What UPS and other corporations refuse to acknowledge is that the Scouts' policy isn't a matter of intolerance – but security. After hundreds of cases of child sex abuse plagued the organization, the BSA tried to create a membership criteria in the best interest of kids' safety and parents' rights.

The BSA was recently forced to release what are commonly called the "Perversion Files", which was a list of cases of suspected sexual abuse along with a list of potential abusers.

The list blatantly grouped anyone found to be gay alongside actual paedophiles.

He added:

Over the years, the Boy Scouts have paid millions — possibly hundreds of millions — to boys victimized by same-sex predators. And the financial toll was nothing compared to the emotional trauma of these children, whose lives are forever scarred by those encounters.

For more than 100 years, the Scouts have focused on instilling character and leadership into America's boys. They aren't about to compromise that mission just to placate liberal companies and activists.

The Boy Scouts' anti-gay policy is not limited only to men either. Among the most high-profile recent cases is that of Jennifer Tyrrell, a mom who is a lesbian and who was removed as a den leader earlier this year.

Perkins and FRC are not alone in defending the Boy Scouts by claiming young boys need to be protected from gay people. Fox wingnut Mike Huckabee took a call on his radio show from a molestation victim and said:

You make us all understand why the Boy Scouts made a decision that at least I think was the right one.

Shortly after Perkins’ latest attack on gays, it was reported here that synagogues and other Jewish organisations across the US are terminating their relationships with the BSA over its policy of discriminating against gay members and leaders.

One example of the strained relationship between Jewish organisations and the Boy Scouts around homosexuality will be seen next week. Touro Synagogue in New Orleans has for a decade hosted an event for Boy Scouts to learn the virtues of the Ten Commandments over a Thanksgiving Day festival organised with local churches and mosques.

But this year, for the first time, the synagogue withdrew its support because of Boy Scouts discriminatory policies towards gay people.

Back in July, after a two year review, the Boy Scouts of America announced it would retain its ban on gay members, volunteers and staff.

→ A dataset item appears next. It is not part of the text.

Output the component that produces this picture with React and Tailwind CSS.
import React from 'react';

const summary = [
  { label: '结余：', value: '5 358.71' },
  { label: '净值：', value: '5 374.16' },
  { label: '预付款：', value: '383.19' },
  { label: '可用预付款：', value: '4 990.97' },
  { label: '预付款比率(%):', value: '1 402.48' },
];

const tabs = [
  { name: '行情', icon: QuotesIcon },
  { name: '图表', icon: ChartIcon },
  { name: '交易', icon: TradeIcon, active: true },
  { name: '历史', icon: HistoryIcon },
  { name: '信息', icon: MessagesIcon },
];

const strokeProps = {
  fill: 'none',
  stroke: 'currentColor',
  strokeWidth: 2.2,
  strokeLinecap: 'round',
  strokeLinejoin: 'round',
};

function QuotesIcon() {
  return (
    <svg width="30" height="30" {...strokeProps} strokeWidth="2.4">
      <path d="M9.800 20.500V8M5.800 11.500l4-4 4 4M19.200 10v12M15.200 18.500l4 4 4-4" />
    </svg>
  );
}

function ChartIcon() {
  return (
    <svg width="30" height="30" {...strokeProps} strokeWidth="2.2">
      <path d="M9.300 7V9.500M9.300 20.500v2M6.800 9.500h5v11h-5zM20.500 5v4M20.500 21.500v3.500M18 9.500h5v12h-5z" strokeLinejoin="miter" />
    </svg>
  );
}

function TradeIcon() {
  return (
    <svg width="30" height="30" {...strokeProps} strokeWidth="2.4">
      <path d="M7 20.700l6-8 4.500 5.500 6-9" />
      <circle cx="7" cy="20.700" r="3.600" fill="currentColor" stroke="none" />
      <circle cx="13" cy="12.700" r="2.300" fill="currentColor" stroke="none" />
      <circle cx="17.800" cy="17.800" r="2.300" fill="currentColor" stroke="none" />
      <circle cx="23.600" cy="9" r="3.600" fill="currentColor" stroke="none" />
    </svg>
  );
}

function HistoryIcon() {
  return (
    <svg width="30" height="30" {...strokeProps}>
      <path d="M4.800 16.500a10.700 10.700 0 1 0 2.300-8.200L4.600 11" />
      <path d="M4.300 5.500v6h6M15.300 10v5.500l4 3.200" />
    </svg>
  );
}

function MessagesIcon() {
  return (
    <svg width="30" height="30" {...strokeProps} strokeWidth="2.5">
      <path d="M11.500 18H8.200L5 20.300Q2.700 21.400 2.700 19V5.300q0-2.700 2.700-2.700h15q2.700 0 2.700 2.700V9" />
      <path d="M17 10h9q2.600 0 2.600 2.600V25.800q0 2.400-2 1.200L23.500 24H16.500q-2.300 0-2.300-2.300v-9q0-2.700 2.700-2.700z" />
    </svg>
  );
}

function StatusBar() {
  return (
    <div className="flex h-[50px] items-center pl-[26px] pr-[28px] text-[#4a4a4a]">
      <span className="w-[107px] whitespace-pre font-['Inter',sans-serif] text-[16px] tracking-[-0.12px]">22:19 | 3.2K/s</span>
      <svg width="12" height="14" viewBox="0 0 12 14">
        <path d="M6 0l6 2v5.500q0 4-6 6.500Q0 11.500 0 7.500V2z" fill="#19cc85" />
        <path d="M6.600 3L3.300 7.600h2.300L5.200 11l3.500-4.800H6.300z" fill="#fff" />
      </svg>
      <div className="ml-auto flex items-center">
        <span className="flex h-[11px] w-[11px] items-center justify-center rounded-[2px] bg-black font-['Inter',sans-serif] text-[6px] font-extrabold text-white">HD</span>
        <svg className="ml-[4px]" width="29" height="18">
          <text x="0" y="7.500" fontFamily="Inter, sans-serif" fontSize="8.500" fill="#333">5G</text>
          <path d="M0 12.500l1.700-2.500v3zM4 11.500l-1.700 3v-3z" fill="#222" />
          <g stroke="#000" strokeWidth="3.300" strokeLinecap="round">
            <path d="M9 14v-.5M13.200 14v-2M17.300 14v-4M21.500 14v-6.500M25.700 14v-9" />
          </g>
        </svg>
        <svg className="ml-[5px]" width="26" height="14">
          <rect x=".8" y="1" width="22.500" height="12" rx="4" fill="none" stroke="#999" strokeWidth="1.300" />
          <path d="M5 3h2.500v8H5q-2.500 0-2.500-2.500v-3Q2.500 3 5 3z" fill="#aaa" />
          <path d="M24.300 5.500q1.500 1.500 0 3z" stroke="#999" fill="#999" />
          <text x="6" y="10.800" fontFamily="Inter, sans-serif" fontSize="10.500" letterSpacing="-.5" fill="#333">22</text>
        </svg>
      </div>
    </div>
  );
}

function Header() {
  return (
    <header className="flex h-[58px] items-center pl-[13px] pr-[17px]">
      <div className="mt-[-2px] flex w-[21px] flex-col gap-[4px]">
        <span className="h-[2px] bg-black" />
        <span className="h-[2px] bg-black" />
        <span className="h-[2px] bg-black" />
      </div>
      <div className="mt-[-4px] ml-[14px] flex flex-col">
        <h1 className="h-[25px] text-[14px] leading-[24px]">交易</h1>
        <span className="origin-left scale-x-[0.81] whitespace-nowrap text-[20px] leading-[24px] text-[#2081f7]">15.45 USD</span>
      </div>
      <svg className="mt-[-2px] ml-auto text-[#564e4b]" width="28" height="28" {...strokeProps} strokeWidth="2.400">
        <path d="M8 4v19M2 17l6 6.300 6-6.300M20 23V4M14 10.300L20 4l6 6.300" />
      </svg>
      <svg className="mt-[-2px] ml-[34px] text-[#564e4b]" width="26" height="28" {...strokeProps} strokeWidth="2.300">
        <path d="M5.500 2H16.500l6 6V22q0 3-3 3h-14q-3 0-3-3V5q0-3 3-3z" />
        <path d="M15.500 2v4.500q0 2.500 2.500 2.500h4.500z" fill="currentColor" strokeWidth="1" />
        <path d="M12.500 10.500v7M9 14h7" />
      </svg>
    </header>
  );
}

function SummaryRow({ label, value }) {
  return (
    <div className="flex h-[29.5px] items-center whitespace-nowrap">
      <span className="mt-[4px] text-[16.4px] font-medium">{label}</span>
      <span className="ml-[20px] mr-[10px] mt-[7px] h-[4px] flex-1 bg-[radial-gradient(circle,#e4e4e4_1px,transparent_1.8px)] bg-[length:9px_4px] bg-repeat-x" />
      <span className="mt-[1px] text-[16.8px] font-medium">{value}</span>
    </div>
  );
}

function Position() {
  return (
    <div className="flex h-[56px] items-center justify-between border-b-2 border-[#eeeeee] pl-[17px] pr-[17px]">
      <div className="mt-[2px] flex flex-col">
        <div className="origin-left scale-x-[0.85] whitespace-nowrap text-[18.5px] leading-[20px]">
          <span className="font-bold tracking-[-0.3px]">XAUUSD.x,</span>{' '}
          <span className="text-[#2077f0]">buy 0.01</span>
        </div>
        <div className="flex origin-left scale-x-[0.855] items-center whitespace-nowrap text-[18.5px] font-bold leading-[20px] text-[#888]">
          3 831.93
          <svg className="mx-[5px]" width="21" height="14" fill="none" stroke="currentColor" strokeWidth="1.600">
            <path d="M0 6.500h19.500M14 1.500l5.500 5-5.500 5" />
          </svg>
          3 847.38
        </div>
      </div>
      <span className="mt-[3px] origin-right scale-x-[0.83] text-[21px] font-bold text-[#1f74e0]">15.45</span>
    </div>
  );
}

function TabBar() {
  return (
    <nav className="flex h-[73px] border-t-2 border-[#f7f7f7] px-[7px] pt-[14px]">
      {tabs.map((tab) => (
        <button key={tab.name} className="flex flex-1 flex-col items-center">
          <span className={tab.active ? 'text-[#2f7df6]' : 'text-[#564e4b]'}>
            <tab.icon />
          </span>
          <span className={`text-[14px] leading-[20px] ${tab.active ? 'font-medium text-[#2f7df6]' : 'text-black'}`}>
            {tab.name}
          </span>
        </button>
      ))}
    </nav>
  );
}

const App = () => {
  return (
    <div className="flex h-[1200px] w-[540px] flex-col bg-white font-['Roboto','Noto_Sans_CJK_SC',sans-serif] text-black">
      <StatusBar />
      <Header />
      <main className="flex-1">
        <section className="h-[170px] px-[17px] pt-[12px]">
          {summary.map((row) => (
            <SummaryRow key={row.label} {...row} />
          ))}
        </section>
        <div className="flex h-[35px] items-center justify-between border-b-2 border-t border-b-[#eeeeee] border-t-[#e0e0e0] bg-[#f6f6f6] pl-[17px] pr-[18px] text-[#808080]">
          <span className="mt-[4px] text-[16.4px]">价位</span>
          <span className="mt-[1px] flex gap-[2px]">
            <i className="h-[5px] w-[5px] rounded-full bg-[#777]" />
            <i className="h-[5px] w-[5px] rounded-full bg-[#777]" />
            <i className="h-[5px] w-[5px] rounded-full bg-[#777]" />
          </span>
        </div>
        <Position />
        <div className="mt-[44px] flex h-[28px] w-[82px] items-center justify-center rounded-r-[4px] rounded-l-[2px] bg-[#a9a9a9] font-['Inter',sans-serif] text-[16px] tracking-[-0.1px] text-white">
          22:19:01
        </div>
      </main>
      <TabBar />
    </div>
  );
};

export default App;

Rabbi Alexis Berk, who used to host the Boy Scouts at her Reform Synagogue told the Religious News Service:

Maybe it would be one thing if this were a long-standing policy and they’d never revisited it – but the fact that they freshly revisited it and rendered a freshly bigoted opinion, well, I freshly feel like I can’t participate.

Jewish scouting leader Alan Smason said:

I can’t participate in religious experience that uses religion as a hook on which to hang bigotry. My personal opinion is the Scouting policy in place now is wrong. They’re discriminating, and there’s no way to justify discrimination in this day and age.

Meanwhile, the Chairman of the National Jewish Committee , A J Kreimer told the Religious News Service:

This position has taxed Scouting’s relationship with the Jewish community. Our committee’s motto since 1926 has been’Scouting Serves the Jewish Community’ – and that relationship has been strained.

Last week, UPS became the latest corporate sponsor of the Boy Scouts of America to end its association with the organiation.

In a statement, UPS said:

The UPS Foundation seeks to support organisations that are in alignment with our focus areas, guidelines, and non-discrimination policy. UPS and The UPS Foundation do not discriminate against any person or organisation with regard to categories protected by applicable law, as well as other categories protected by UPS and The UPS Foundation in our own policies.

These include, but are not limited to race, gender, national origin, disability, sexual orientation, gender identity, veteran or military status, pregnancy, age and religion.

Intel announced that it would block all donations to any Boy Scout troop that upheld the organisation’s discriminatory policies.